NEW YORK WILL BE on the road to recovery by April 1. After a two-year moratorium on recycling, the city is resuming weekly collection of glass, metals and plastics.
Two years ago, the effects of Sept. 11 and the recession took a bite out of the Big Apple's budget, as it did in many cities nationwide. Thus, facing financial constraints, Mayor Michael R. Bloomberg's office was forced to slash services. In July 2002, glass and plastic recycling ceased, and collections were reduced from weekly to every other week.
“Two years ago, the city faced the most severe fiscal crisis in a generation,” Bloomberg says. “We made the difficult decision to suspend a portion of our recycling program because costs were skyrocketing.”
Yet the decision created a backlash, with environmentalists heralding the need for recycling and residents lamenting collection confusion. Moreover, local law 19 has made recycling mandatory since 1989, so the city was obligated to get recycling on track.
However, the fact that New York was paying approximately $105 per ton for vendors to collect recyclables was problematic. So vendors reconfigured their operations to offer a “considerably better deal,” the Department of Sanitation (DSNY) says.
By July 2003, Hugo Neu Schnitzer East (HNSE), Jersey City, N.J., proposed a plastic contract the city could not refuse, so plastics recycling resumed. And now, New York's budget has improved so the city can resume glass pickups and weekly collections, DSNY Commissioner John J. Doherty says.
Starting this month, recycling vendors will accept materials for $51 per ton, almost half what New York had been paying. “We are bringing back glass recycling and weekly collections … because we've found a more cost-effective and environmentally friendly way to recycle,” Bloomberg says.
And thanks to the increased recycling collection, the DSNY will be hiring employees. Most of the 500 workers who were laid off during the recycling cuts have been rehired, and the department plans to add 410 people to its staff to handle the workflow.
To alleviate confusion among residents who have faced several recycling and collection disruptions, the city plans to implement a $4 million mail campaign to re-educate citizens. “We anticipate that New Yorkers will continue to embrace the recycling program,” says DSNY Spokeswoman Kathy Dawkins.

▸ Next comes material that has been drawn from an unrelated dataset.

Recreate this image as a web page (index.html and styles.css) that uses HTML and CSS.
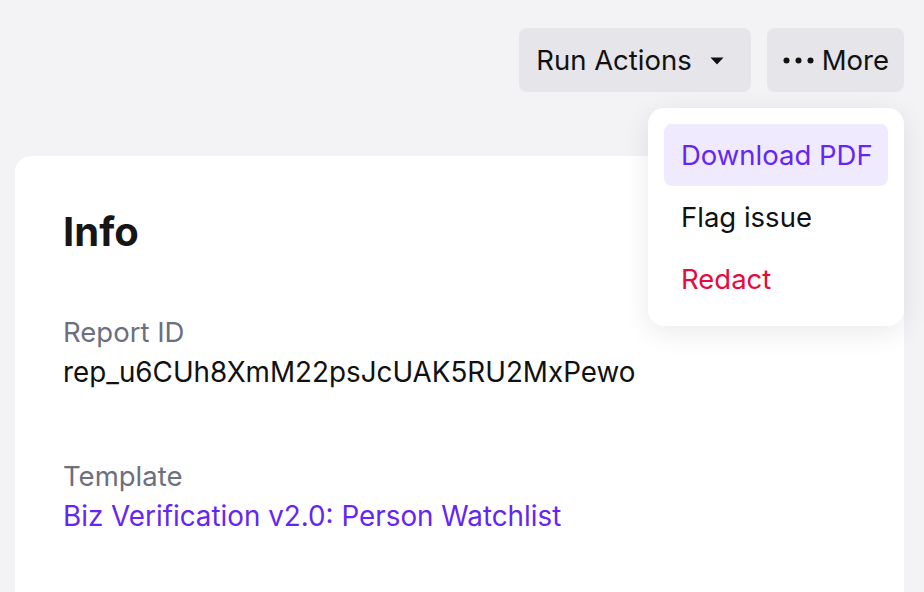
FILE: index.html
```html
<!DOCTYPE html>
<html lang="en">
<head>
<meta charset="utf-8">
<title>Report</title>
<link rel="stylesheet" href="styles.css">
</head>
<body>
<div class="page">
  <div class="toolbar">
    <button class="btn btn-run">Run Actions
      <svg class="caret" width="14" height="8" viewBox="0 0 14 8"><path d="M0.5 0.5h13L7 7.5z" fill="#111"/></svg>
    </button>
    <div class="more-wrap">
      <button class="btn btn-more">
        <svg class="dots" width="31" height="7" viewBox="0 0 31 7"><circle cx="3.5" cy="3.5" r="3" fill="#111"/><circle cx="15.5" cy="3.5" r="3" fill="#111"/><circle cx="27.5" cy="3.5" r="3" fill="#111"/></svg>
        More
      </button>
      <ul class="menu">
        <li class="menu-item active">Download PDF</li>
        <li class="menu-item">Flag issue</li>
        <li class="menu-item danger">Redact</li>
      </ul>
    </div>
  </div>
  <section class="card">
    <h2 class="card-title">Info</h2>
    <div class="field">
      <div class="label">Report ID</div>
      <div class="value">rep_u6CUh8XmM22psJcUAK5RU2MxPewo</div>
    </div>
    <div class="field">
      <div class="label">Template</div>
      <a class="value link" href="#">Biz Verification v2.0: Person Watchlist</a>
    </div>
  </section>
</div>
</body>
</html>
```
FILE: styles.css
```css
* { box-sizing: border-box; }
html, body { margin: 0; padding: 0; }
body {
  background: #f3f3f6;
  font-family: Inter, "Noto Sans", sans-serif;
  color: #111;
  overflow: hidden;
}
.page {
  padding: 28px 20px 0 15px;
}
.toolbar {
  display: flex;
  justify-content: flex-end;
  gap: 16px;
  height: 64px;
}
.btn {
  height: 64px;
  border: 0;
  border-radius: 8px;
  background: #e5e5ea;
  font-family: inherit;
  font-size: 27.5px;
  color: #111;
  padding: 0 17px;
  display: flex;
  align-items: center;
  cursor: pointer;
  white-space: nowrap;
}
.btn-run { gap: 18px; padding-left: 17px; padding-right: 27px; }
.caret { margin-top: 1px; }
.btn-more { gap: 8px; padding: 0 15px 0 16px; }
.more-wrap { position: relative; }
.menu {
  position: absolute;
  right: 0;
  top: 80px;
  width: 256px;
  margin: 0;
  padding: 16px;
  list-style: none;
  background: #fff;
  border-radius: 16px;
  box-shadow: 0 6px 28px rgba(20, 20, 40, 0.09);
  z-index: 2;
}
.menu-item {
  height: 62px;
  display: flex;
  align-items: center;
  padding: 0 17px;
  font-size: 27.5px;
  border-radius: 8px;
  white-space: nowrap;
}
.menu-item.active { background: #efeafe; color: #6526f5; }
.menu-item.danger { color: #e8093f; }
.card {
  margin-top: 64px;
  background: #fff;
  border-radius: 16px 16px 0 0;
  padding: 52px 48px 60px;
  min-height: 460px;
}
.card-title {
  margin: 0 0 56px;
  font-family: Inter, sans-serif;
  font-weight: 700;
  font-size: 40px;
  line-height: 48px;
  color: #161616;
}
.field + .field { margin-top: 64px; }
.label {
  font-size: 27.5px;
  line-height: 40px;
  color: #6c6f80;
}
.value {
  display: block;
  font-size: 27.8px;
  line-height: 40px;
  color: #111;
}
.link { color: #6526f5; text-decoration: none; }
```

In the meantime, the DSNY has bigger issues on the horizon, namely deciding where to dispose city trash. The mayor's preliminary budget for 2005 by the New York City Independent Budget Office indicates that the largest long-term solid waste management plan involves containerizing trash at marine transfer stations for long-distance transport. Accomplishing this, however, will cost the DSNY approximately 47.5 percent of its 2004-2007 budget, with $493 million planned for use in 2005.